В эпоху Пушкина наследие античной культуры занимало в жизни образованного общества неизмеримо большое место. Были живы традиции классицизма, культ римских гражданских добродетелей и республиканских идеалов. «Мы страстно любили древних, – вспоминал декабрист И. Д. Якушкин. – Плутарх, Тит Ливий, Цицерон, Тацит и другие были у каждого из нас настольными книгами».
Самым обаятельным в глазах детей и подростков начала XIX века становится образ римского республиканца. В эту же эпоху входит в детское чтение книга – «Плутарх для детей». Так называли обычно книгу Плутарха Херонейского «О детоводстве, или воспитании детей наставление», переведенное с эллино-греческого языка Степаном Писаревым, СПб., 1771. Правда, существовали и французские издания, которые тоже были необычайно популярны. Эти издания были предназначены для воспитательных целей и издавались сразу после Французской революции в качестве пропаганды республиканских взглядов. С учетом русской галломании в этот период русское дворянство с удовольствием приобретало эти книги, видя в них лишь практику французского языка. Ю. М. Лотман в своей книге «Беседы о русской культуре начала XIX века», в частности, приводит такой курьезный случай, который произошел на детском балу с будущим декабристом Никитой Муравьевым: «Маленький Никитушка, будущий декабрист, на детском вечере стоит и не танцует, и когда мать спрашивает у него о причине, мальчик осведомляется (по-французски): «Матушка, разве Аристид и Катон танцевали?» Мать на это ему отвечает, также по-французски: «Надо полагать, что танцевали, будучи в твоем возрасте». И только после этого Никитушка идет танцевать. Он еще не научился многому, но он уже знает, что будет героем, как древний римлянин. Пока он к этому плохо подготовлен, хотя знает и географию, и математику, и многие языки».[18]
У Никиты Муравьева и его сверстников было особое детство – детство, которое создает людей, уже заранее подготовленных не для карьеры, не для службы, а для подвигов. Людей, которые знают, что самое худшее в жизни – это потерять честь. Совершить недостойный поступок – хуже смерти. Смерть не страшит подростков и юношей этого поколения: все великие римляне погибали героически, и такая смерть завидна. Когда генерал Ипсиланти, грек на русской службе, боевой офицер, которому под Лейпцигом оторвало руку, поднял в 1821 году греческое восстание против турок, Пушкин писал В. Л. Давыдову: «Первый шаг Александра Ипсиланти прекрасен и блистателен. Он «счастливо начал – отныне и мертвый или победитель он принадлежит истории – 28 лет, оторванная рука, цель великодушная! – завидная участь».
Люди живут для того, чтобы их имена записали в историю, а не для того, чтобы выпросить у царя лишнюю сотню душ. «Так в детской комнате создается новый психологический тип», – пишет Ю. М. Лотман.[19]
Поразительно, но предметом зависти молодого Пушкина является даже оторванная рука Ипсиланти – свидетельство героизма.

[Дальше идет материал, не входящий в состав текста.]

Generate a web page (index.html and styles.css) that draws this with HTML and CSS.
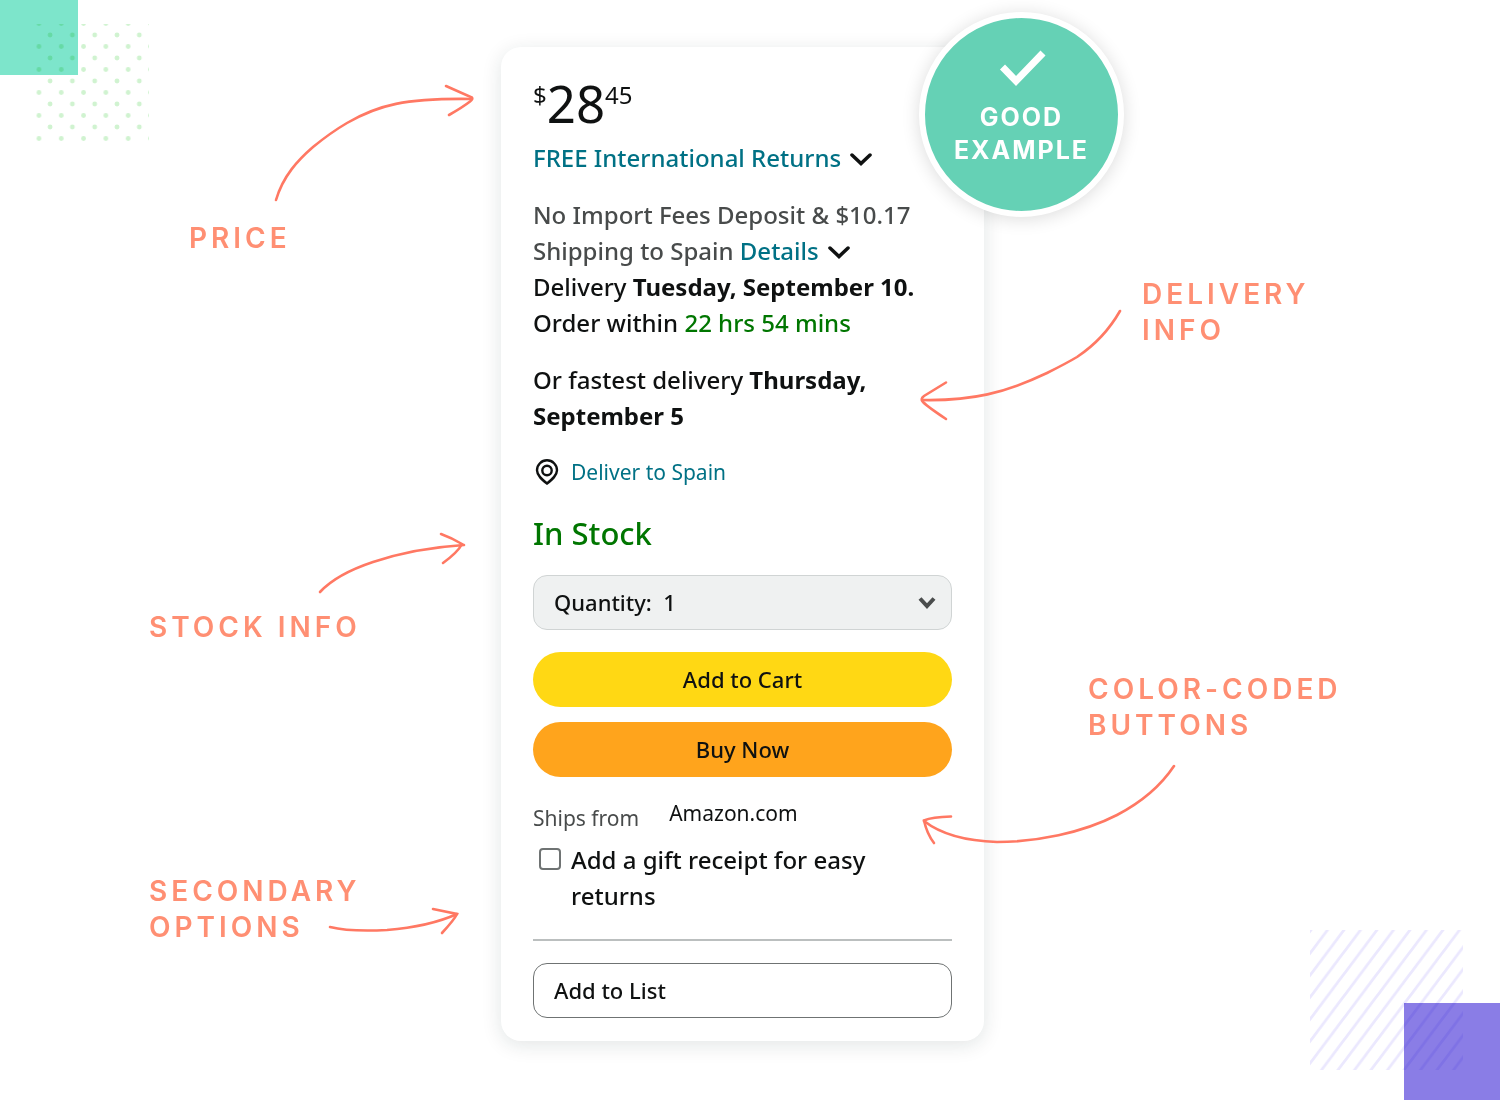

Пушкин принадлежит к поколению, которое жаждет подвигов и боится не смерти, а безвестности. Это тот тип поведения, который они все взяли из книг Плутарха с «французским акцентом», и здесь еще есть что исследовать: насколько этот самый акцент скорректировал греческого моралиста? Думается, что именно культ рыцарской французской чести, культ знаменитых «chansons de gestes» сыграл свою решающую роль.
Глава IV
«Ужасные» и «фантастические» рассказы и повести в русской литературе начала XIX века
Среди романтической беллетристики 30-х – 40-х годов позапрошлого века особое место занимают так называемые повести «ужасов», в которых «ужасное», «неистовое» доминирует над остальным содержанием. В. Ю. Троицкий совершенно справедливо замечает, что «в чистом виде они не свойственны русской романтической прозе».[20] На наш взгляд, исследователю удалось подметить, что повести с неизбежным заигрыванием с дьявольскими силами, с эстетизацией зла по сути своей противоречили православному мироощущению и той православной мифологии греха и неизбежного раскаяния, которая, по мнению Ю. М. Лотмана, ляжет в основу всего дальнейшего развития русской литературы.

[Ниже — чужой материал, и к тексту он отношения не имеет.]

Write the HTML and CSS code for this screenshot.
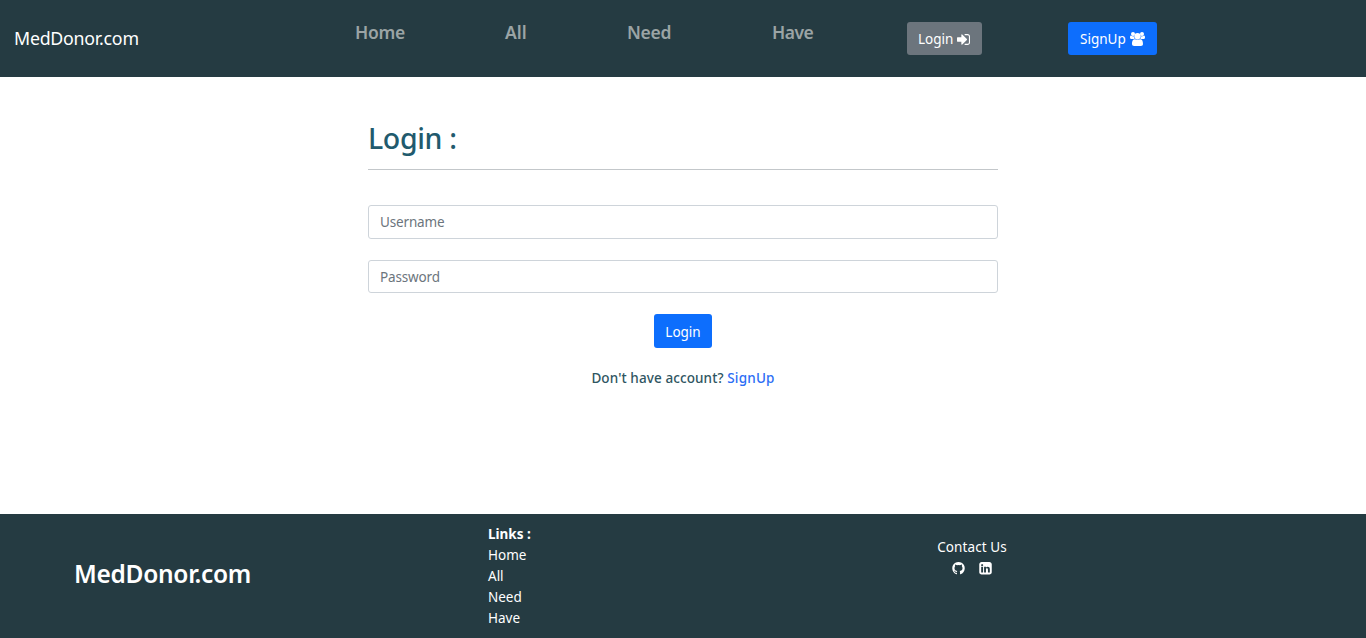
FILE: index.html
```html
<!DOCTYPE html>
<html lang="en">
<head>
<meta charset="utf-8">
<title>MedDonor.com</title>
<link rel="stylesheet" href="styles.css">
</head>
<body>
<header class="navbar">
  <a class="brand"><span>MedDonor.com</span></a>
  <nav class="nav-links">
    <a class="nav-home">Home</a>
    <a class="nav-all">All</a>
    <a class="nav-need">Need</a>
    <a class="nav-have">Have</a>
  </nav>
  <a class="btn btn-login"><span>Login</span>
    <svg class="icon-in" viewBox="128 256 1536 1280"><path d="M1312 896q0 26-19 45l-544 544q-19 19-45 19t-45-19-19-45v-288h-448q-26 0-45-19t-19-45v-384q0-26 19-45t45-19h448v-288q0-26 19-45t45-19 45 19l544 544q19 19 19 45zm352-352v704q0 119-84.500 203.500t-203.500 84.500h-320q-13 0-22.500-9.500t-9.500-22.500q0-4-1-20t-.5-26.500 3-23.500 10-19.500 20.500-6.500h320q66 0 113-47t47-113v-704q0-66-47-113t-113-47h-312l-11.500-1-11.500-3-8-5.500-7-9-2-13.500q0-4-1-20t-.5-26.500 3-23.500 10-19.500 20.500-6.500h320q119 0 203.500 84.500t84.500 203.500z"/></svg>
  </a>
  <a class="btn btn-signup"><span>SignUp</span>
    <svg class="icon-users" viewBox="0 0 30 28"><circle cx="6" cy="4" r="4"/><circle cx="24" cy="4" r="4"/><circle cx="15" cy="8.500" r="6.300"/><path d="M9.300 14.200H4.200C1.500 14.200 0 13 0 10.800 0 9 .2 6.800 2 6.800c.6 0 2.400 2 5 2l1.100-.2c0 2 .4 3.800 1.200 5.600zM20.700 14.200h5.100c2.700 0 4.200-1.200 4.200-3.400 0-1.800-.2-4-2-4-.6 0-2.400 2-5 2l-1.100-.2c0 2-.4 3.800-1.200 5.600zM8.200 28C5.600 28 4 26.500 4 24c0-3.800.8-9.500 5.200-9.500.8 0 2.800 1.200 5.800 1.200s5-1.200 5.800-1.200c4.400 0 5.200 5.700 5.200 9.500 0 2.500-1.600 4-4.200 4z"/></svg>
  </a>
</header>
<main class="login">
  <h1><span>Login :</span></h1>
  <form>
    <input class="username" type="text" placeholder="Username">
    <input class="password" type="password" placeholder="Password">
    <button class="submit" type="button">Login</button>
  </form>
  <p class="prompt"><span>Don't have account?</span> <a>SignUp</a></p>
</main>
<footer class="footer">
  <h2><span>MedDonor.com</span></h2>
  <div class="links">
    <b>Links :</b>
    <a>Home</a>
    <a>All</a>
    <a>Need</a>
    <a>Have</a>
  </div>
  <div class="contact">
    <span>Contact Us</span>
    <div class="social">
      <svg viewBox="128 128 1536 1536"><path d="M896 128q209 0 385.500 103t279.500 279.500 103 385.500q0 251-146.500 451.500t-378.500 277.500q-27 5-40-7t-13-30q0-3 .5-76.500t.5-134.500q0-97-52-142 57-6 102.500-18t94-39 81-66.500 53-105 20.500-150.500q0-119-79-206 37-91-8-204-28-9-81 11t-92 44l-38 24q-93-26-192-26t-192 26q-16-11-42.500-27t-83.500-38.500-85-13.500q-45 113-8 204-79 87-79 206 0 85 20.500 150t52.500 105 80.500 67 94 39 102.500 18q-39 36-49 103-21 10-45 15t-57 5-65.500-21.500-55.500-62.500q-19-32-48.500-52t-49.500-24l-20-3q-21 0-29 4.500t-5 11.500 9 14 13 12l7 5q22 10 43.500 38t31.500 51l10 23q13 38 44 61.500t67 30 69.500 7 55.500-3.500l23-4q0 38 .5 88.500t.5 54.500q0 18-13 30t-40 7q-232-77-378.500-277.500t-146.500-451.500q0-209 103-385.500t279.500-279.500 385.500-103z"/></svg>
      <svg viewBox="128 128 1536 1536"><path d="M365 1414h231v-694h-231v694zm246-908q-1-52-36-86t-93-34-94.500 34-36.500 86q0 51 35.500 85.500t92.500 34.500h1q59 0 95-34.500t36-85.500zm585 908h231v-398q0-154-73-233t-193-79q-136 0-209 117h2v-101h-231q3 66 0 694h231v-388q0-38 7-56 15-35 45-59.500t74-24.500q116 0 116 157v371zm468-998v960q0 119-84.500 203.500t-203.500 84.500h-960q-119 0-203.500-84.500t-84.500-203.500v-960q0-119 84.500-203.500t203.500-84.500h960q119 0 203.500 84.500t84.500 203.500z"/></svg>
    </div>
  </div>
</footer>
</body>
</html>
```
FILE: styles.css
```css
* { box-sizing: border-box; }
body {
  margin: 0;
  min-height: 638px;
  display: flex;
  flex-direction: column;
  overflow: hidden;
  background: #fff;
  font: 13.5px/21px "Segoe UI", "Noto Sans", sans-serif;
}
svg { fill: currentColor; display: block; }

.navbar {
  height: 77px;
  display: flex;
  align-items: flex-start;
  background: #253b42;
  color: #fff;
}
.brand { width: 355px; padding: 25px 0 0 14px; font-size: 17.8px; line-height: 27px; letter-spacing: -0.25px; }
.nav-links {
  width: 552px;
  display: flex;
  padding-top: 19px;
  color: #9ba4a5;
  font-size: 17.5px;
  font-weight: 600;
  line-height: 26px;
  letter-spacing: -0.3px;
}
.nav-home { width: 150px; }
.nav-all { width: 122px; letter-spacing: 0; }
.nav-need { width: 145px; }
.nav-have { letter-spacing: -0.5px; }
.btn {
  height: 33px;
  margin-top: 22px;
  padding: 1px 12px 0 12px;
  display: flex;
  align-items: center;
  justify-content: space-between;
  border-radius: 3px;
}
.btn-login { width: 75px; margin-right: 86px; padding-left: 11px; background: #6c757d; }
.btn-signup { width: 89px; background: #0d6efd; }
.icon-in { width: 13px; height: 11px; flex: none; }
.icon-users { width: 15px; height: 14px; flex: none; }

.login { width: 630px; margin: 0 auto; flex: 1; }
h1 {
  margin: 42px 0 35px;
  height: 51px;
  border-bottom: 1px solid #c3c7ca;
  color: #215a6d;
  font-size: 28.5px;
  font-weight: 500;
  line-height: 38px;
  letter-spacing: -0.35px;
}
form { display: flex; flex-direction: column; align-items: center; }
input {
  width: 100%;
  height: 34px;
  padding: 0 11px;
  border: 1px solid #ced4da;
  border-radius: 3px;
  background: #fff;
  font: inherit;
  letter-spacing: -0.15px;
}
input::placeholder { color: #6c757d; opacity: 1; }
.password { height: 33px; margin: 21px 0; }
.submit {
  width: 58px;
  height: 34px;
  padding: 2px 0 0;
  border: 0;
  border-radius: 3px;
  background: #0d6efd;
  color: #fff;
  font: inherit;
}
.prompt { margin: 20px 0 0; text-align: center; color: #305662; font-weight: 500; letter-spacing: 0.1px; }
.prompt a { color: #2b6df5; letter-spacing: 0.2px; }

.footer {
  height: 124px;
  display: flex;
  align-items: flex-start;
  background: #253b42;
  color: #fff;
}
h2 { width: 488px; margin: 0; padding: 43px 0 0 74px; font-size: 24.5px; font-weight: 600; line-height: 33px; letter-spacing: -0.3px; }
.links { width: 424px; padding-top: 10px; display: flex; flex-direction: column; }
.contact { width: 120px; padding-top: 23px; text-align: center; letter-spacing: 0.1px; }
.social { display: flex; justify-content: center; gap: 14px; padding-top: 4px; }
.social svg { width: 13px; height: 12.5px; }
```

Если исторические романы и повести были ориентированы в основном на В. Скотта, то «ужасные» повести стали проявлением особого интереса к творчеству Э. Т. Л. Гофмана.

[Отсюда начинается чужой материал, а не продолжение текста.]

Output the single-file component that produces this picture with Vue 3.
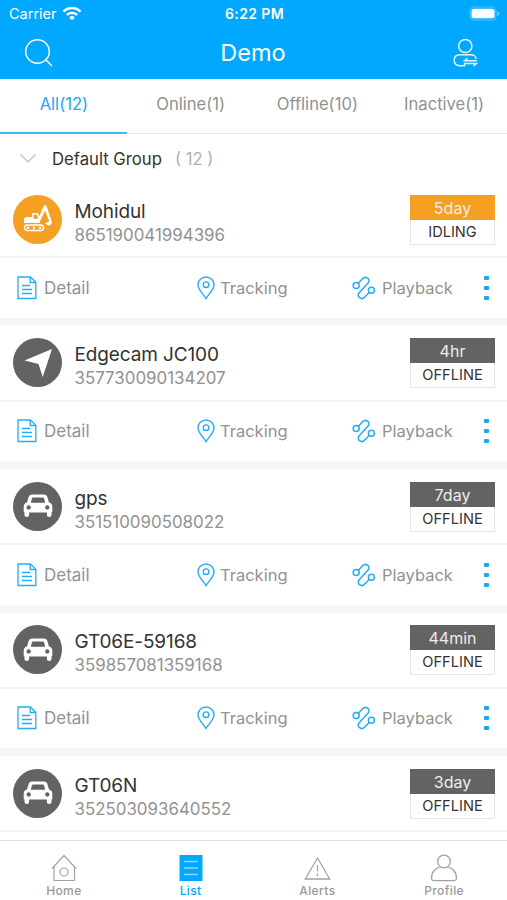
<template>
  <div class="screen">
    <header class="header">
      <div class="status_bar">
        <div class="carrier">
          <span>Carrier</span>
          <svg width="20" height="15" viewBox="0 0 20 15">
            <path d="M1.500 5.600a12 12 0 0 1 17 0" fill="none" stroke="#fff" stroke-width="2.600" />
            <path d="M4.800 9a7.400 7.400 0 0 1 10.400 0" fill="none" stroke="#fff" stroke-width="2.400" />
            <path d="M7.2 11.4a4 4 0 0 1 5.6 0L10 14.3z" fill="#fff" />
          </svg>
        </div>
        <span class="time">6:22 PM</span>
        <svg class="battery" width="31" height="15" viewBox="0 0 31 15">
          <rect x="1" y="1" width="26" height="13" rx="4" fill="none" stroke="#fff" stroke-opacity=".32" stroke-width="1.2" />
          <rect x="2.500" y="2.700" width="23" height="9.600" rx="2" fill="#fff" />
          <path d="M28.5 5q2 .6 2 2.500t-2 2.500z" fill="#fff" opacity=".4" />
        </svg>
      </div>
      <div class="nav_bar">
        <svg width="30" height="30" viewBox="0 0 30 30" fill="none" stroke="#fff" stroke-width="1.5">
          <circle cx="13.500" cy="13.500" r="11.800" />
          <path d="M21.500 21.500 28 28" />
        </svg>
        <h1>Demo</h1>
        <svg width="26" height="30" viewBox="0 0 26 30" fill="none" stroke="#e6f7ff" stroke-width="1.500">
          <circle cx="13.300" cy="8" r="6.600" />
          <path d="M24 21C24 18.500 21.800 16.800 19 16.800H8C4.500 16.800 2.200 19 2.200 22.300S4.500 27.700 8 27.700h4.500V25.500" />
          <path d="M24.800 22.800H12.500l3-2.500M12 25.400h12.500l-3 2.500" />
        </svg>
      </div>
    </header>

    <nav class="tabs">
      <div v-for="tab in tabs" :key="tab" class="tab" :class="{ active: tab === activeTab }" @click="activeTab = tab">
        <span>{{ tab }}</span>
      </div>
    </nav>

    <main class="list">
      <div class="group">
        <svg width="16" height="9" viewBox="0 0 16 9" fill="none" stroke="#c4c4c4" stroke-width="1.200">
          <path d="M.5.5 8 7.800 15.500.5" />
        </svg>
        <span class="group_name">Default Group</span>
        <span class="group_count">( 12 )</span>
      </div>

      <section v-for="device in devices" :key="device.imei" class="card">
        <div class="info">
          <div class="avatar" :class="{ idling: device.status === 'IDLING' }">
            <svg v-if="device.type === 'excavator'" width="30" height="28" viewBox="0 0 30 28" fill="#fff">
              <path d="M1 13.500 3 12h6V8.200h6l2 5V18H1z" />
              <path d="M10.500 9.700h3.500l1.300 4h-4.800z" fill="#f5a023" />
              <path d="M15.800 12.500 20.800.5h2.600l4.500 13.500-2.200 1L22 5.500l-4.500 10z" />
              <path d="M27.500 13.500c2.500 3 1.500 6.700-2 7.200l-3.500-2.400 3.500-1.500z" />
              <rect x="1.500" y="20" width="19" height="5.500" rx="2.750" fill="none" stroke="#fff" stroke-width="1.400" />
              <circle cx="5" cy="22.750" r="1.300" />
              <circle cx="11" cy="22.750" r="1.300" />
              <circle cx="17" cy="22.750" r="1.300" />
            </svg>
            <svg v-else-if="device.type === 'arrow'" width="30" height="30" viewBox="0 0 30 30" fill="#fff">
              <path d="M29 1 1.500 12.500l14 3.500L19.700 29z" />
            </svg>
            <svg v-else width="30" height="24" viewBox="0 0 30 24" fill="#fff">
              <path
                fill-rule="evenodd"
                d="M9 .5h12q2.500 0 3.200 2L26 8.500q3.300.8 3.300 4v5q0 1-.8 1v2.500q0 2-2.300 2t-2.300-2V18.500H6.100V21q0 2-2.300 2t-2.300-2v-2.500q-.8 0-.8-1v-5q0-3.200 3.300-4l1.800-6Q6.500.5 9 .5zM10 3.500q-.8 0-1.100 1L7.800 8.800h14.400L21.100 4.500q-.3-1-1.100-1zM5.700 11.300a2.200 2.200 0 1 0 .01 0zM24.300 11.300a2.200 2.200 0 1 0 .01 0z"
              />
            </svg>
          </div>
          <div class="device">
            <div class="name">{{ device.name }}</div>
            <div class="imei">{{ device.imei }}</div>
          </div>
          <div class="badge" :class="{ idling: device.status === 'IDLING' }">
            <div class="ago">{{ device.ago }}</div>
            <div class="state">{{ device.status }}</div>
          </div>
        </div>
        <div class="actions">
          <div class="action">
            <svg width="20" height="24" viewBox="0 0 20 24" fill="none" stroke="#27abf5" stroke-width="1.300">
              <path d="M1 1h12.500L18.800 6.300V22.500H1zM13.200 1v5.500h5.500M5 9.500h8M5 13.500h10M5 17.500h10" />
            </svg>
            <span>Detail</span>
          </div>
          <div class="action">
            <svg width="18" height="24" viewBox="0 0 18 24" fill="none" stroke="#27abf5" stroke-width="1.400">
              <path d="M9 22.500C7.500 19.500 1 14 1 9a8 8 0 0 1 16 0c0 5-6.500 10.500-8 13.500z" />
              <circle cx="9" cy="8.700" r="2.800" />
            </svg>
            <span>Tracking</span>
          </div>
          <div class="action">
            <svg width="24" height="24" viewBox="0 0 24 24" fill="none" stroke="#27abf5" stroke-width="1.500">
              <circle cx="4.200" cy="9.400" r="3" />
              <circle cx="19.400" cy="14.200" r="3" />
              <path d="M6.400 7.200 10.500 2.700C13.500-.5 19 3.200 16.300 6.700L7 17c-2.800 3.600 2.500 7.500 5.500 4.300l4.800-5" />
            </svg>
            <span>Playback</span>
          </div>
          <div class="more"><i></i><i></i><i></i></div>
        </div>
      </section>
    </main>

    <footer class="tab_bar">
      <div class="item">
        <svg width="26" height="28" viewBox="0 0 26 28" fill="none" stroke="#a3a3a3" stroke-width="1.200">
          <path d="M1 14.500 13 1.500l12 13M3 12.500v14h20.500v-14" />
          <circle cx="13" cy="18" r="4" />
        </svg>
        <span>Home</span>
      </div>
      <div class="item active">
        <svg width="24" height="28" viewBox="0 0 24 28">
          <path d="M.5 1h23v26H.5z" fill="#00a8ff" />
          <path d="M5 7.500h14M5 14h14M5 20.500h14" stroke="#8ed8ff" stroke-width="1.300" />
        </svg>
        <span>List</span>
      </div>
      <div class="item">
        <svg width="27" height="28" viewBox="0 0 27 28" fill="none" stroke="#a3a3a3" stroke-width="1.300">
          <path d="M13.500 4 1.300 25h24.400zM13.500 11v6.500M13.500 19.500v2.800" />
        </svg>
        <span>Alerts</span>
      </div>
      <div class="item">
        <svg width="28" height="28" viewBox="0 0 28 28" fill="none" stroke="#a3a3a3" stroke-width="1.300">
          <circle cx="14" cy="7.500" r="6.400" />
          <path d="M9.500 13.200C4.800 14.800 1.800 18.500 1.500 23.500q-.1 3.200 2.700 3.200h19.600q2.800 0 2.700-3.200c-.3-5-3.300-8.700-8-10.300" />
        </svg>
        <span>Profile</span>
      </div>
    </footer>
  </div>
</template>

<script setup>
import { ref } from 'vue'

const tabs = ['All(12)', 'Online(1)', 'Offline(10)', 'Inactive(1)']
const activeTab = ref('All(12)')

const devices = ref([
  { name: 'Mohidul', imei: '865190041994396', type: 'excavator', ago: '5day', status: 'IDLING' },
  { name: 'Edgecam JC100', imei: '357730090134207', type: 'arrow', ago: '4hr', status: 'OFFLINE' },
  { name: 'gps', imei: '351510090508022', type: 'car', ago: '7day', status: 'OFFLINE' },
  { name: 'GT06E-59168', imei: '359857081359168', type: 'car', ago: '44min', status: 'OFFLINE' },
  { name: 'GT06N', imei: '352503093640552', type: 'car', ago: '3day', status: 'OFFLINE' },
])
</script>

<style>
body {
  background: #fff;
}
</style>

<style scoped>
.screen {
  display: flex;
  flex-direction: column;
  height: 900px;
  overflow: hidden;
  background: #fff;
  font-family: Inter, 'Liberation Sans', sans-serif;
  color: #333;
}
svg {
  display: block;
  flex: none;
}
.header {
  flex: none;
  height: 79px;
  background: #00a8ff;
  color: #fff;
}
.status_bar {
  display: grid;
  grid-template-columns: 1fr auto 1fr;
  align-items: center;
  height: 27px;
  padding: 0 7px 0 9px;
  font-size: 14.5px;
}
.carrier {
  display: flex;
  align-items: center;
  gap: 5px;
}
.time {
  font-weight: 600;
  font-size: 14px;
  letter-spacing: 0.4px;
}
.battery {
  justify-self: end;
}
.nav_bar {
  display: flex;
  align-items: center;
  justify-content: space-between;
  height: 51px;
  padding: 0 29px 0 24px;
}
h1 {
  margin: 0;
  font-size: 23.5px;
  font-weight: 400;
}
.tabs {
  display: grid;
  grid-template-columns: repeat(4, 1fr);
  flex: none;
  height: 55px;
  box-sizing: border-box;
  border-bottom: 1px solid #e8e8e8;
}
.tab {
  display: flex;
  justify-content: center;
  padding: 15px 0 0 1px;
  height: 40px;
  line-height: 20px;
  font-size: 16.6px;
  color: #919191;
  box-sizing: border-box;
}
.tab.active {
  height: 55px;
  border-bottom: 2px solid #45b5f2;
  color: #20a9f5;
}
.list {
  flex: 1;
  min-height: 0;
  overflow: hidden;
}
.group {
  display: flex;
  align-items: center;
  height: 48px;
  padding: 1px 20px 0;
  box-sizing: border-box;
  font-size: 16.7px;
}
.group_name {
  margin-left: 16px;
}
.group_count {
  margin-left: 13px;
  color: #b0b0b0;
}
.card {
  height: 143.6px;
  box-sizing: border-box;
  border-bottom: 8px solid #f6f6f6;
}
.info {
  display: flex;
  align-items: center;
  height: 76px;
  padding: 0 12px 0 13px;
  box-sizing: border-box;
  border-bottom: 2px solid #f3f3f3;
}
.avatar {
  display: flex;
  align-items: center;
  justify-content: center;
  width: 49px;
  height: 49px;
  border-radius: 50%;
  background: #636363;
}
.avatar.idling {
  background: #f5a023;
}
.device {
  flex: 1;
  margin-left: 12.5px;
  padding-top: 7px;
}
.name {
  font-size: 19px;
  line-height: 25px;
  letter-spacing: -0.12px;
}
.imei {
  font-size: 16.9px;
  line-height: 23px;
  color: #929292;
}
.badge {
  width: 85px;
  height: 50px;
  margin-top: 1px;
  box-sizing: border-box;
  text-align: center;
}
.ago {
  height: 25px;
  line-height: 26px;
  font-size: 16px;
  color: #eee;
  background: #636363;
}
.badge.idling .ago {
  background: #f5a023;
}
.state {
  height: 25px;
  line-height: 25px;
  box-sizing: border-box;
  border: 1px solid #e6e6e6;
  border-top: none;
  font-size: 14.6px;
}
.actions {
  display: grid;
  grid-template-columns: 180px 155px 1fr auto;
  align-items: center;
  height: 59px;
  padding: 0 18px 0 17px;
  font-size: 16.5px;
  color: #929292;
}
.action {
  display: flex;
  align-items: center;
  gap: 7px;
}
.action:first-child {
  font-size: 17px;
}
.action:nth-child(2) {
  gap: 5px;
}
.action:nth-child(3) {
  gap: 6px;
}
.more {
  display: flex;
  flex-direction: column;
  gap: 6px;
}
.more i {
  width: 5px;
  height: 4px;
  border-radius: 1px;
  background: #18a7f5;
}
.tab_bar {
  display: grid;
  grid-template-columns: repeat(4, 1fr);
  flex: none;
  height: 60px;
  box-sizing: border-box;
  border-top: 1px solid #dedede;
}
.item {
  display: flex;
  flex-direction: column;
  align-items: center;
  padding: 13px 0 0 1px;
  font-size: 12px;
  font-weight: 500;
  line-height: 16px;
  gap: 1px;
  letter-spacing: 0.4px;
  color: #999;
}
.item.active {
  color: #00a8ff;
}
</style>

С учетом общего определения А. В. Михайлова массовой беллетристики как текста-процесса, который умирает сразу после своего прочтения, необходимость установления абсолютной доверительности между автором и читателем определяет создание текста как некоего замкнутого пространства. Но именно причастность к тайне, без чего не может обойтись ни одно произведение этого жанра, является, по мнению А. Немзер, отличительной чертой «ужасных» повестей. «Устанавливается, – пишет исследовательница, – своеобразная конвенция между автором и читателем: они готовы подтрунивать друг над другом, мистифицировать друг друга, но все же связаны некоторым единством – ощущением избранности, приобщенности к тайне.
Писатель-романтик верит, что его читатель оценит и поймет любовь Адели и Дмитрия, а потому достоин быть посвященным в дневники умершего героя – друга автора («Адель» М. П. Погодина); верит, что читатель не удовлетворится рациональными объяснениями загадочной жизни крестьянки-провидицы Энхен («Орлахская крестьянка» В. Ф. Одоевского); верит, что за маскарадными несуразностями будет усмотрена благодетельная воля, останавливающая светского льва на пороге падения («Черный гость» Бернета). Писатель верит, что читатель думает о тех же тайнах, с которыми сталкиваешься на каждом шагу – стоит лишь захотеть».[21]